Ideas that had been stuck beneath the surface started to float up. Not in a burst of productivity, but in the quiet in-between moments: in the shower, on a walk, watching my daughter nap. That boredom had cleared the way for clarity I didn’t even know I needed.

It didn’t feel like a breakthrough at first. It felt subtle. Like remembering something you forgot you loved. Like realizing that the very thing you used to avoid—being still—might be the thing that moves you forward next.

So much of my early success was built in survival mode. And I’m proud of that. But now, I’m more interested in sustainability than speed. In intentional growth instead of endless output. In ideas that come from a rested place—not a reactive one.

And what I’ve learned is that delegation isn’t just about offloading tasks—it’s about making space for vision.

Boredom, it turns out, isn’t the enemy. It’s a sign you’ve made room. And what you choose to fill that room with… matters.

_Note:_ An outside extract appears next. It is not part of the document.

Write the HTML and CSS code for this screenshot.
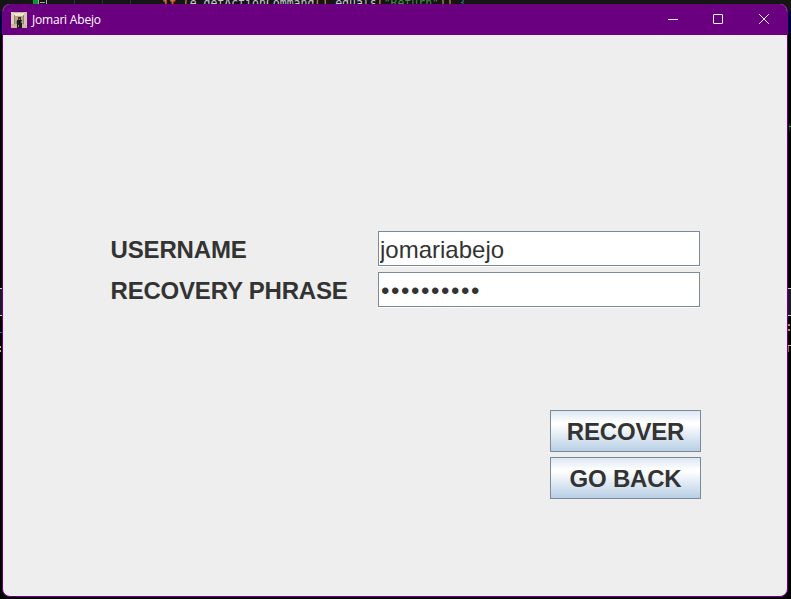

For me, it was a new way of thinking about my business. It was the start of Ace Partners becoming more than a service and more like a home base for the kind of life I want to lead and help others build. It was a reminder that quiet is not the opposite of success—it’s the place where success gets redefined.

So if you’re in that strange place of having space again, and it feels awkward or empty or unfamiliar—don’t rush to fill it. Let it stretch. Let it breathe. Let it show you what’s next.

Sometimes boredom is just clarity in disguise.